- _INSTRUCTIONS TO FOLLOW_
Copy the data precisely, character for character, and leave out every picture.

+ + + + +

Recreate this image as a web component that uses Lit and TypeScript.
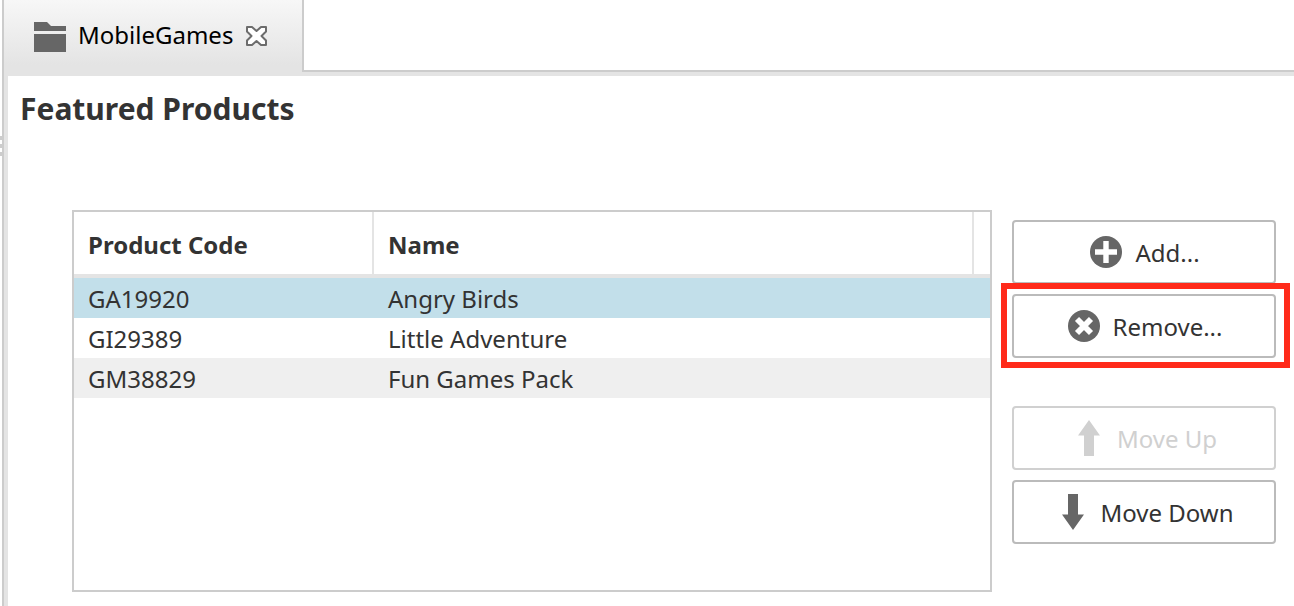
import { LitElement, html, css, nothing } from "lit";
import { customElement, state } from "lit/decorators.js";
import { classMap } from "lit/directives/class-map.js";

interface Product {
  code: string;
  name: string;
}

const folderIcon = html`<svg class="folder" viewBox="0 0 34 32" width="34" height="32" aria-hidden="true">
  <path d="M2 2H15L19 6H34V11H2Z M2 14H34V32H2Z" fill="#666" />
</svg>`;

const closeIcon = html`<svg viewBox="0 0 24 24" width="24" height="24" aria-hidden="true">
  <path
    d="M3 3H8L12.5 7L17 3H22V7.5L17.5 12L22 16.5V21H17L12.5 17L8 21H3V16.5L7.5 12L3 7.5Z"
    fill="#fff" stroke="#6c6c6c" stroke-width="2" stroke-linejoin="round" />
</svg>`;

const addIcon = html`<svg viewBox="0 0 32 32" width="32" height="32" aria-hidden="true">
  <circle cx="16" cy="16" r="16" fill="#666" />
  <path d="M16 5V27M5 16H27" stroke="#fff" stroke-width="5.4" />
</svg>`;

const removeIcon = html`<svg viewBox="0 0 32 32" width="32" height="32" aria-hidden="true">
  <circle cx="16" cy="16" r="16" fill="#666" />
  <path d="M9 9L23 23M23 9L9 23" stroke="#fff" stroke-width="5.8" />
</svg>`;

const upIcon = html`<svg viewBox="0 0 36 36" width="36" height="36" aria-hidden="true">
  <path d="M18 0L29 15.5H23V36H13V15.5H7Z" fill="currentColor" />
</svg>`;

const downIcon = html`<svg viewBox="0 0 36 36" width="36" height="36" aria-hidden="true">
  <path d="M19 36L30 20.5H24V0H14V20.5H8Z" fill="currentColor" />
</svg>`;

@customElement("app-root")
export class AppRoot extends LitElement {
  static styles = css`
    :host {
      display: flex;
      min-height: 100vh;
      background: #fff;
      color: #333;
      font: 24px/40px "Noto Sans", "Open Sans", sans-serif;
    }
    * {
      box-sizing: border-box;
    }
    .splitter {
      flex: none;
      width: 4px;
      padding-top: 136px;
      border-right: 2px solid #ccc;
    }
    .dot {
      width: 2px;
      height: 4px;
      margin-bottom: 4px;
      background: #ccc;
    }
    .workspace {
      flex: 1;
      min-width: 0;
      display: flex;
      flex-direction: column;
    }
    .tabs {
      display: flex;
      height: 72px;
    }
    .tab {
      display: flex;
      align-items: center;
      padding: 0 34px 0 28px;
      border-right: 2px solid #ccc;
      background: linear-gradient(#f7f7f7, #e4e4e4 90%);
      color: #000;
    }
    .tab-title {
      margin: 0 11px 0 12px;
      padding-bottom: 2px;
    }
    .folder {
      display: block;
    }
    .close {
      display: flex;
      padding: 0;
      border: 0;
      background: none;
    }
    .rest {
      flex: 1;
      border-bottom: 2px solid #ccc;
    }
    .editor {
      flex: 1;
      display: flex;
      flex-direction: column;
      padding: 13px 18px 14px 12px;
      border: solid #e4e4e4;
      border-width: 4px 0 0 4px;
    }
    h1 {
      margin: 0 0 81px;
      font-size: 30px;
      line-height: 40px;
    }
    .content {
      flex: 1;
      display: flex;
      gap: 20px;
      padding-left: 52px;
    }
    .list {
      flex: 1;
      min-width: 0;
      border: 2px solid #ccc;
    }
    table {
      width: 100%;
      table-layout: fixed;
      border-collapse: separate;
      border-spacing: 0;
    }
    th,
    td {
      padding: 2px 14px 0;
      text-align: left;
      overflow: hidden;
      white-space: nowrap;
    }
    th {
      height: 66px;
      padding-top: 4px;
      border-right: 2px solid #e4e4e4;
      border-bottom: 4px solid #e4e4e4;
      line-height: 58px;
    }
    td {
      height: 40px;
      line-height: 38px;
    }
    .code {
      width: 300px;
    }
    .gutter {
      width: 16px;
      padding: 0;
      border-right: 0;
    }
    .row:nth-child(odd) {
      background: #efefef;
    }
    .row.selected {
      background: #c2dfea;
    }
    .actions {
      flex: none;
      width: 264px;
      display: flex;
      flex-direction: column;
      gap: 10px;
      padding-top: 10px;
    }
    .action {
      display: flex;
      align-items: center;
      justify-content: center;
      gap: 13px;
      width: 100%;
      height: 64px;
      padding: 0 0 0 2px;
      border: 2px solid #bbb;
      border-radius: 4px;
      background: #fff;
      color: #333;
      font: inherit;
    }
    .action span {
      padding-top: 2px;
    }
    .action svg {
      flex: none;
      color: #666;
    }
    .action.move {
      gap: 10px;
      padding: 0;
    }
    .action:disabled,
    .action:disabled svg {
      border-color: #d0d0d0;
      color: #d0d0d0;
    }
    .marked {
      position: relative;
      margin-bottom: 38px;
    }
    .marked::after {
      content: "";
      position: absolute;
      inset: -11px -14px -10px -11px;
      border: 6px solid #ff2a1a;
      pointer-events: none;
    }
  `;

  @state() private products: Product[] = [
    { code: "GA19920", name: "Angry Birds" },
    { code: "GI29389", name: "Little Adventure" },
    { code: "GM38829", name: "Fun Games Pack" },
  ];

  @state() private selected = 0;

  private move(step: number) {
    const target = this.selected + step;
    const next = [...this.products];
    [next[this.selected], next[target]] = [next[target], next[this.selected]];
    this.products = next;
    this.selected = target;
  }

  private remove() {
    this.products = this.products.filter((_, i) => i !== this.selected);
    this.selected = Math.max(0, Math.min(this.selected, this.products.length - 1));
  }

  render() {
    return html`
      <div class="splitter">
        <div class="dot"></div>
        <div class="dot"></div>
        <div class="dot"></div>
      </div>
      <div class="workspace">
        <header class="tabs">
          <div class="tab">
            ${folderIcon}
            <span class="tab-title">MobileGames</span>
            <button class="close" aria-label="Close">${closeIcon}</button>
          </div>
          <div class="rest"></div>
        </header>
        <main class="editor">
          <h1>Featured Products</h1>
          <div class="content">
            <div class="list">
              <table>
                <thead>
                  <tr>
                    <th class="code">Product Code</th>
                    <th>Name</th>
                    <th class="gutter"></th>
                  </tr>
                </thead>
                <tbody>
                  ${this.products.map(
                    (p, i) => html`<tr
                      class=${classMap({ row: true, selected: i === this.selected })}
                      aria-selected=${i === this.selected ? "true" : nothing}
                      @click=${() => (this.selected = i)}
                    >
                      <td>${p.code}</td>
                      <td colspan="2">${p.name}</td>
                    </tr>`
                  )}
                </tbody>
              </table>
            </div>
            <div class="actions">
              <button class="action">${addIcon}<span>Add...</span></button>
              <div class="marked">
                <button class="action" @click=${this.remove}>${removeIcon}<span>Remove...</span></button>
              </div>
              <button class="action move" ?disabled=${this.selected === 0} @click=${() => this.move(-1)}>
                ${upIcon}<span>Move Up</span>
              </button>
              <button
                class="action move"
                ?disabled=${this.selected >= this.products.length - 1}
                @click=${() => this.move(1)}
              >
                ${downIcon}<span>Move Down</span>
              </button>
            </div>
          </div>
        </main>
      </div>
    `;
  }
}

+ + + + +

- _OUTPUT FOR THIS EXERCISE_
Recreate this image as a web component that uses Lit and TypeScript.
import { LitElement, html, css, nothing } from "lit";
import { customElement, state } from "lit/decorators.js";
import { classMap } from "lit/directives/class-map.js";

interface Product {
  code: string;
  name: string;
}

const folderIcon = html`<svg class="folder" viewBox="0 0 34 32" width="34" height="32" aria-hidden="true">
  <path d="M2 2H15L19 6H34V11H2Z M2 14H34V32H2Z" fill="#666" />
</svg>`;

const closeIcon = html`<svg viewBox="0 0 24 24" width="24" height="24" aria-hidden="true">
  <path
    d="M3 3H8L12.5 7L17 3H22V7.5L17.5 12L22 16.5V21H17L12.5 17L8 21H3V16.5L7.5 12L3 7.5Z"
    fill="#fff" stroke="#6c6c6c" stroke-width="2" stroke-linejoin="round" />
</svg>`;

const addIcon = html`<svg viewBox="0 0 32 32" width="32" height="32" aria-hidden="true">
  <circle cx="16" cy="16" r="16" fill="#666" />
  <path d="M16 5V27M5 16H27" stroke="#fff" stroke-width="5.4" />
</svg>`;

const removeIcon = html`<svg viewBox="0 0 32 32" width="32" height="32" aria-hidden="true">
  <circle cx="16" cy="16" r="16" fill="#666" />
  <path d="M9 9L23 23M23 9L9 23" stroke="#fff" stroke-width="5.8" />
</svg>`;

const upIcon = html`<svg viewBox="0 0 36 36" width="36" height="36" aria-hidden="true">
  <path d="M18 0L29 15.5H23V36H13V15.5H7Z" fill="currentColor" />
</svg>`;

const downIcon = html`<svg viewBox="0 0 36 36" width="36" height="36" aria-hidden="true">
  <path d="M19 36L30 20.5H24V0H14V20.5H8Z" fill="currentColor" />
</svg>`;

@customElement("app-root")
export class AppRoot extends LitElement {
  static styles = css`
    :host {
      display: flex;
      min-height: 100vh;
      background: #fff;
      color: #333;
      font: 24px/40px "Noto Sans", "Open Sans", sans-serif;
    }
    * {
      box-sizing: border-box;
    }
    .splitter {
      flex: none;
      width: 4px;
      padding-top: 136px;
      border-right: 2px solid #ccc;
    }
    .dot {
      width: 2px;
      height: 4px;
      margin-bottom: 4px;
      background: #ccc;
    }
    .workspace {
      flex: 1;
      min-width: 0;
      display: flex;
      flex-direction: column;
    }
    .tabs {
      display: flex;
      height: 72px;
    }
    .tab {
      display: flex;
      align-items: center;
      padding: 0 34px 0 28px;
      border-right: 2px solid #ccc;
      background: linear-gradient(#f7f7f7, #e4e4e4 90%);
      color: #000;
    }
    .tab-title {
      margin: 0 11px 0 12px;
      padding-bottom: 2px;
    }
    .folder {
      display: block;
    }
    .close {
      display: flex;
      padding: 0;
      border: 0;
      background: none;
    }
    .rest {
      flex: 1;
      border-bottom: 2px solid #ccc;
    }
    .editor {
      flex: 1;
      display: flex;
      flex-direction: column;
      padding: 13px 18px 14px 12px;
      border: solid #e4e4e4;
      border-width: 4px 0 0 4px;
    }
    h1 {
      margin: 0 0 81px;
      font-size: 30px;
      line-height: 40px;
    }
    .content {
      flex: 1;
      display: flex;
      gap: 20px;
      padding-left: 52px;
    }
    .list {
      flex: 1;
      min-width: 0;
      border: 2px solid #ccc;
    }
    table {
      width: 100%;
      table-layout: fixed;
      border-collapse: separate;
      border-spacing: 0;
    }
    th,
    td {
      padding: 2px 14px 0;
      text-align: left;
      overflow: hidden;
      white-space: nowrap;
    }
    th {
      height: 66px;
      padding-top: 4px;
      border-right: 2px solid #e4e4e4;
      border-bottom: 4px solid #e4e4e4;
      line-height: 58px;
    }
    td {
      height: 40px;
      line-height: 38px;
    }
    .code {
      width: 300px;
    }
    .gutter {
      width: 16px;
      padding: 0;
      border-right: 0;
    }
    .row:nth-child(odd) {
      background: #efefef;
    }
    .row.selected {
      background: #c2dfea;
    }
    .actions {
      flex: none;
      width: 264px;
      display: flex;
      flex-direction: column;
      gap: 10px;
      padding-top: 10px;
    }
    .action {
      display: flex;
      align-items: center;
      justify-content: center;
      gap: 13px;
      width: 100%;
      height: 64px;
      padding: 0 0 0 2px;
      border: 2px solid #bbb;
      border-radius: 4px;
      background: #fff;
      color: #333;
      font: inherit;
    }
    .action span {
      padding-top: 2px;
    }
    .action svg {
      flex: none;
      color: #666;
    }
    .action.move {
      gap: 10px;
      padding: 0;
    }
    .action:disabled,
    .action:disabled svg {
      border-color: #d0d0d0;
      color: #d0d0d0;
    }
    .marked {
      position: relative;
      margin-bottom: 38px;
    }
    .marked::after {
      content: "";
      position: absolute;
      inset: -11px -14px -10px -11px;
      border: 6px solid #ff2a1a;
      pointer-events: none;
    }
  `;

  @state() private products: Product[] = [
    { code: "GA19920", name: "Angry Birds" },
    { code: "GI29389", name: "Little Adventure" },
    { code: "GM38829", name: "Fun Games Pack" },
  ];

  @state() private selected = 0;

  private move(step: number) {
    const target = this.selected + step;
    const next = [...this.products];
    [next[this.selected], next[target]] = [next[target], next[this.selected]];
    this.products = next;
    this.selected = target;
  }

  private remove() {
    this.products = this.products.filter((_, i) => i !== this.selected);
    this.selected = Math.max(0, Math.min(this.selected, this.products.length - 1));
  }

  render() {
    return html`
      <div class="splitter">
        <div class="dot"></div>
        <div class="dot"></div>
        <div class="dot"></div>
      </div>
      <div class="workspace">
        <header class="tabs">
          <div class="tab">
            ${folderIcon}
            <span class="tab-title">MobileGames</span>
            <button class="close" aria-label="Close">${closeIcon}</button>
          </div>
          <div class="rest"></div>
        </header>
        <main class="editor">
          <h1>Featured Products</h1>
          <div class="content">
            <div class="list">
              <table>
                <thead>
                  <tr>
                    <th class="code">Product Code</th>
                    <th>Name</th>
                    <th class="gutter"></th>
                  </tr>
                </thead>
                <tbody>
                  ${this.products.map(
                    (p, i) => html`<tr
                      class=${classMap({ row: true, selected: i === this.selected })}
                      aria-selected=${i === this.selected ? "true" : nothing}
                      @click=${() => (this.selected = i)}
                    >
                      <td>${p.code}</td>
                      <td colspan="2">${p.name}</td>
                    </tr>`
                  )}
                </tbody>
              </table>
            </div>
            <div class="actions">
              <button class="action">${addIcon}<span>Add...</span></button>
              <div class="marked">
                <button class="action" @click=${this.remove}>${removeIcon}<span>Remove...</span></button>
              </div>
              <button class="action move" ?disabled=${this.selected === 0} @click=${() => this.move(-1)}>
                ${upIcon}<span>Move Up</span>
              </button>
              <button
                class="action move"
                ?disabled=${this.selected >= this.products.length - 1}
                @click=${() => this.move(1)}
              >
                ${downIcon}<span>Move Down</span>
              </button>
            </div>
          </div>
        </main>
      </div>
    `;
  }
}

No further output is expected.